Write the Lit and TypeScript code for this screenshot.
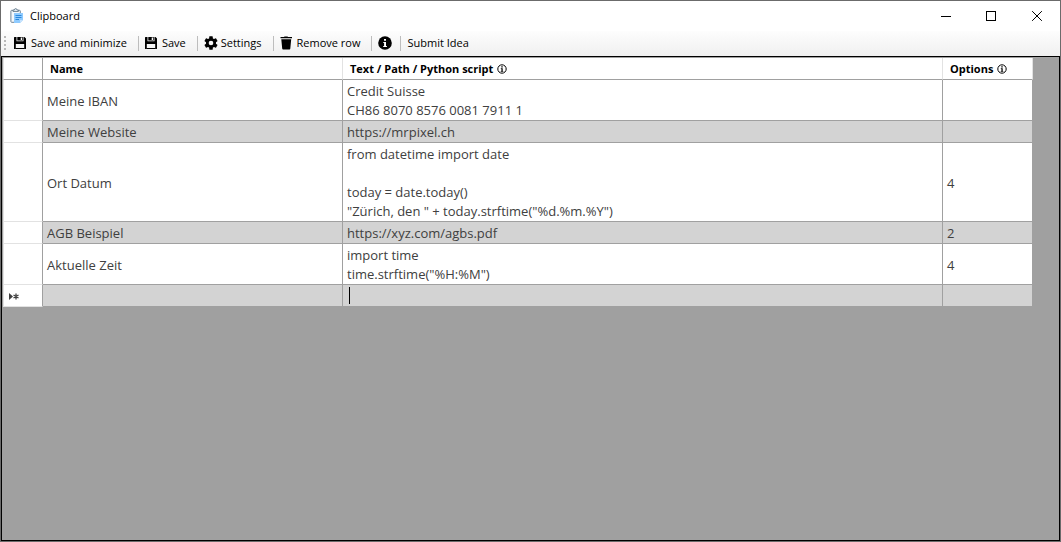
import { LitElement, html, css, svg } from "lit";
import { customElement, state } from "lit/decorators.js";

interface Entry {
  name: string;
  text: string;
  options: string;
}

const saveIcon = html`<svg class="icon" viewBox="1 0 14 14" aria-hidden="true">
  <path fill="#000" d="M1.600 1H3.500V5.200H10.500V1H11.500L13 2.500V12.400Q13 13 12.400 13H11.200V8H2.800V13H1.600Q1 13 1 12.400V1.600Q1 1 1.600 1Z" />
  <path fill="#000" fill-rule="evenodd" d="M4.300 1H9.800V4.500H4.300ZM7.700 1.500V3.900H9.100V1.500Z" />
  <path fill="#000" d="M2.500 12H11.500V13H2.500Z" />
</svg>`;

const gearIcon = html`<svg class="icon" viewBox="1.500 1.500 21 21" aria-hidden="true">
  <path fill="#000" d="M12 15.500A3.500 3.500 0 0 1 8.500 12 3.500 3.500 0 0 1 12 8.500a3.500 3.500 0 0 1 3.500 3.500 3.500 3.500 0 0 1-3.500 3.500m7.430-2.530c.04-.32.07-.64.07-.97s-.03-.66-.07-1l2.110-1.630c.19-.15.24-.42.12-.64l-2-3.460c-.12-.22-.39-.31-.61-.22l-2.490 1c-.52-.39-1.060-.73-1.690-.98l-.37-2.650A.506.506 0 0 0 14 2h-4c-.25 0-.46.18-.5.42l-.37 2.650c-.63.25-1.170.59-1.690.98l-2.490-1c-.22-.09-.49 0-.61.22l-2 3.460c-.13.22-.07.49.12.64L4.570 11c-.04.34-.07.67-.07 1s.03.65.07.97l-2.110 1.660c-.19.15-.25.42-.12.64l2 3.460c.12.22.39.3.61.22l2.490-1.010c.52.4 1.060.74 1.690.99l.37 2.650c.04.24.25.42.5.42h4c.25 0 .46-.18.5-.42l.37-2.650c.63-.26 1.170-.59 1.690-.99l2.490 1.010c.22.08.49 0 .61-.22l2-3.460c.12-.22.07-.49-.12-.64z" />
</svg>`;

const trashIcon = html`<svg class="icon" viewBox="0.500 0 14 14" aria-hidden="true">
  <path fill="#000" d="M1 1H4.500L5 .4H8L8.500 1H12.500V2.200H1ZM1.800 3.200H11.700L10.800 12.600Q10.700 13.500 9.900 13.500H3.600Q2.800 13.500 2.700 12.600Z" />
</svg>`;

const infoIcon = html`<svg class="icon" viewBox="0 0 14 14" aria-hidden="true">
  <circle cx="7" cy="7" r="6.800" fill="#000" />
  <path fill="#fff" d="M6 3H8V4.700H6ZM5.300 6H8V10H8.900V11H5.200V10H6.100V7H5.300Z" />
</svg>`;

const clipboardIcon = html`<svg class="app-icon" viewBox="0 0 14 16" aria-hidden="true">
  <rect x="0.900" y="2.300" width="9.400" height="12" rx="0.800" fill="#f4f8fb" stroke="#6d8294" />
  <path d="M3 3.500V2H4.400Q4.600.5 5.700.5T7 2H8.400V3.500Z" fill="#dfe8ef" stroke="#5d7385" stroke-width=".8" />
  <path d="M4 5H13V12L10 15H4Z" fill="#8fcbff" />
  <path d="M10 15V12H13Z" fill="#c4e2fd" />
  <path d="M5.500 7.500H11.500M5.500 9.500H11.500M5.500 11.500H9" stroke="#2b88dc" />
</svg>`;

const hintIcon = html`<svg class="hint" viewBox="0 0 10 10" role="img" aria-label="Info">
  <circle cx="5" cy="5" r="4.200" fill="none" stroke="#000" />
  <path fill="#000" d="M4.300 2.200H5.700V3.500H4.300ZM3.800 4.200H5.700V7H6.300V7.800H3.700V7H4.400V5H3.800Z" />
</svg>`;

@customElement("app-root")
export class AppRoot extends LitElement {
  static styles = css`
    :host {
      display: flex;
      flex-direction: column;
      box-sizing: border-box;
      min-height: 100vh;
      border: 1px solid #6b6b6b;
      background: #fff;
      color: #000;
      font: 11px/16px "Open Sans", "Noto Sans", sans-serif;
    }
    button {
      font: inherit;
      color: inherit;
      background: none;
      border: 0;
      margin: 0;
      padding: 0;
    }
    .titlebar {
      display: flex;
      align-items: center;
      height: 30px;
      padding-left: 9px;
    }
    .app-icon {
      width: 14px;
      height: 16px;
      margin-right: 6px;
    }
    .title {
      flex: 1;
      margin: 0;
      font-size: 11px;
      font-weight: 400;
    }
    .window-button {
      display: flex;
      align-items: center;
      justify-content: center;
      width: 46px;
      height: 29px;
    }
    .window-button svg {
      width: 11px;
      height: 11px;
    }
    .toolbar {
      display: flex;
      align-items: center;
      box-sizing: border-box;
      height: 25px;
      padding: 0 0 1px 3px;
      background: linear-gradient(#fdfdfd, #f0f0f0);
    }
    .grip {
      width: 4px;
      height: 14px;
      margin-right: 6px;
      background: repeating-linear-gradient(#b8b8b8 0 2px, transparent 2px 4px) 0 0 / 2px 100% no-repeat;
    }
    .tool {
      display: flex;
      align-items: center;
      gap: 3px;
      height: 22px;
      padding: 0 11px 0 0;
    }
    .tool.compact {
      padding-right: 8px;
    }
    .icon {
      width: 14px;
      height: 14px;
    }
    .separator {
      width: 1px;
      height: 15px;
      margin-right: 6px;
      background: #bdbdbd;
    }
    .grid {
      flex: 1;
      padding: 1px 26px 0 1px;
      border: 1px solid #000;
      background: #a0a0a0;
    }
    table {
      width: 100%;
      table-layout: fixed;
      border-collapse: separate;
      border-spacing: 0;
    }
    .col-marker {
      width: 40px;
    }
    .col-name {
      width: 300px;
    }
    .col-options {
      width: 90px;
    }
    th,
    td {
      box-sizing: border-box;
      padding: 2px 4px 0;
      border: solid #a0a0a0;
      border-width: 0 1px 1px 0;
      background: #fff;
      text-align: left;
      vertical-align: middle;
    }
    thead th {
      height: 22px;
      padding: 0 7px;
      border-right-color: #e2e2e2;
      font-size: 11px;
      line-height: 21px;
      font-weight: 700;
    }
    thead td {
      border-left: 1px solid #e2e2e2;
    }
    tbody th {
      border-left: 1px solid #e2e2e2;
      border-bottom-color: #e2e2e2;
      line-height: 19px;
    }
    tbody td {
      height: 22px;
      color: #404040;
      font-size: 13px;
      line-height: 19px;
      white-space: pre-line;
    }
    tbody tr:nth-child(even) td {
      background: #d3d3d3;
    }
    .hint {
      width: 10px;
      height: 10px;
      margin-left: 4px;
      vertical-align: -1px;
    }
    .new-marker {
      display: block;
      width: 11px;
      height: 7px;
    }
    tbody .editing {
      padding: 1px 4px 1px 6px;
    }
    .editor {
      display: block;
      box-sizing: border-box;
      width: 100%;
      height: 17px;
      margin: 0;
      padding: 0;
      border: 0;
      border-left: 1px solid #000;
      outline: 0;
      background: none;
      color: inherit;
      font: inherit;
    }
  `;

  @state() private entries: Entry[] = [
    { name: "Meine IBAN", text: "Credit Suisse\nCH86 8070 8576 0081 7911 1", options: "" },
    { name: "Meine Website", text: "https://mrpixel.ch", options: "" },
    {
      name: "Ort Datum",
      text: 'from datetime import date\n\ntoday = date.today()\n"Zürich, den " + today.strftime("%d.%m.%Y")',
      options: "4",
    },
    { name: "AGB Beispiel", text: "https://xyz.com/agbs.pdf", options: "2" },
    { name: "Aktuelle Zeit", text: 'import time\ntime.strftime("%H:%M")', options: "4" },
  ];

  private windowButton(label: string, shape: unknown) {
    return html`<button class="window-button" aria-label=${label}>
      <svg viewBox="0 0 11 11" fill="none" stroke="#000">${shape}</svg>
    </button>`;
  }

  render() {
    return html`
      <header class="titlebar">
        ${clipboardIcon}
        <h1 class="title">Clipboard</h1>
        ${this.windowButton("Minimize", svg`<path d="M1 5.500H11" />`)}
        ${this.windowButton("Maximize", svg`<rect x="0.500" y="0.500" width="9" height="9" />`)}
        ${this.windowButton("Close", svg`<path d="M.5 .5L9.500 9.500M9.500 .5L.5 9.500" stroke-linecap="square" />`)}
      </header>
      <div class="toolbar" role="toolbar" aria-label="Actions">
        <span class="grip"></span>
        <button class="tool">${saveIcon}Save and minimize</button>
        <span class="separator"></span>
        <button class="tool">${saveIcon}Save</button>
        <span class="separator"></span>
        <button class="tool">${gearIcon}Settings</button>
        <span class="separator"></span>
        <button class="tool">${trashIcon}Remove row</button>
        <span class="separator"></span>
        <button class="tool compact" aria-label="About">${infoIcon}</button>
        <span class="separator"></span>
        <button class="tool compact">Submit Idea</button>
      </div>
      <main class="grid">
        <table>
          <colgroup>
            <col class="col-marker" />
            <col class="col-name" />
            <col />
            <col class="col-options" />
          </colgroup>
          <thead>
            <tr>
              <td></td>
              <th scope="col">Name</th>
              <th scope="col">Text / Path / Python script${hintIcon}</th>
              <th scope="col">Options${hintIcon}</th>
            </tr>
          </thead>
          <tbody>
            ${this.entries.map(
              (e) => html`<tr>
                <th scope="row"></th>
                <td>${e.name}</td>
                <td>${e.text}</td>
                <td>${e.options}</td>
              </tr>`
            )}
            <tr>
              <th scope="row">
                <svg class="new-marker" viewBox="0 0 11 7" role="img" aria-label="New row">
                  <path d="M1 0L5 3.500L1 7Z" fill="#404040" />
                  <path d="M8 .5V6.500M5.500 2L10.500 5M10.500 2L5.500 5" stroke="#404040" stroke-width="1.300" />
                </svg>
              </th>
              <td></td>
              <td class="editing"><input class="editor" aria-label="Text / Path / Python script" /></td>
              <td></td>
            </tr>
          </tbody>
        </table>
      </main>
    `;
  }
}
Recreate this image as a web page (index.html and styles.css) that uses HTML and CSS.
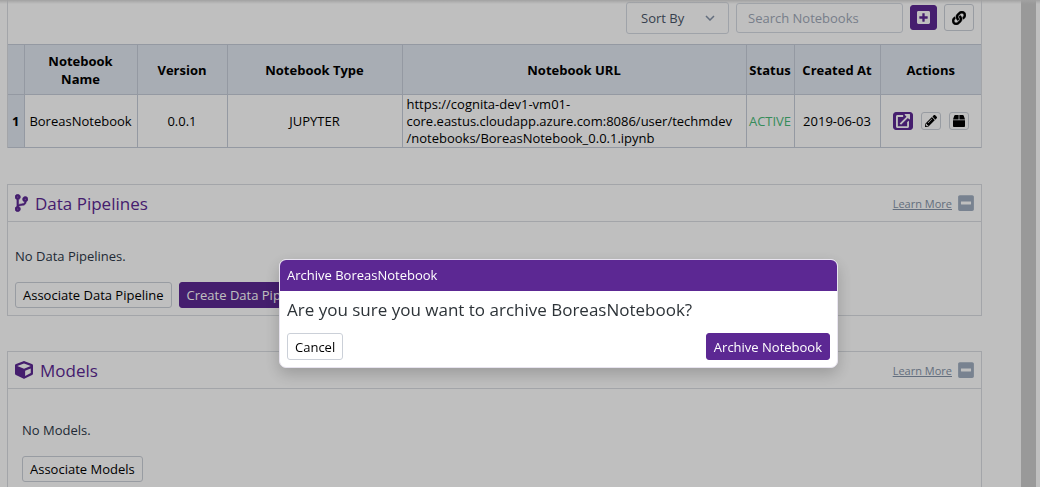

--- SET TASK ---
Using the material above, report each line where "styles" occurs.

--- EXERCISE RESULT ---
  static styles = css`
Recreate this image as a web page (index.html and styles.css) that uses HTML and CSS.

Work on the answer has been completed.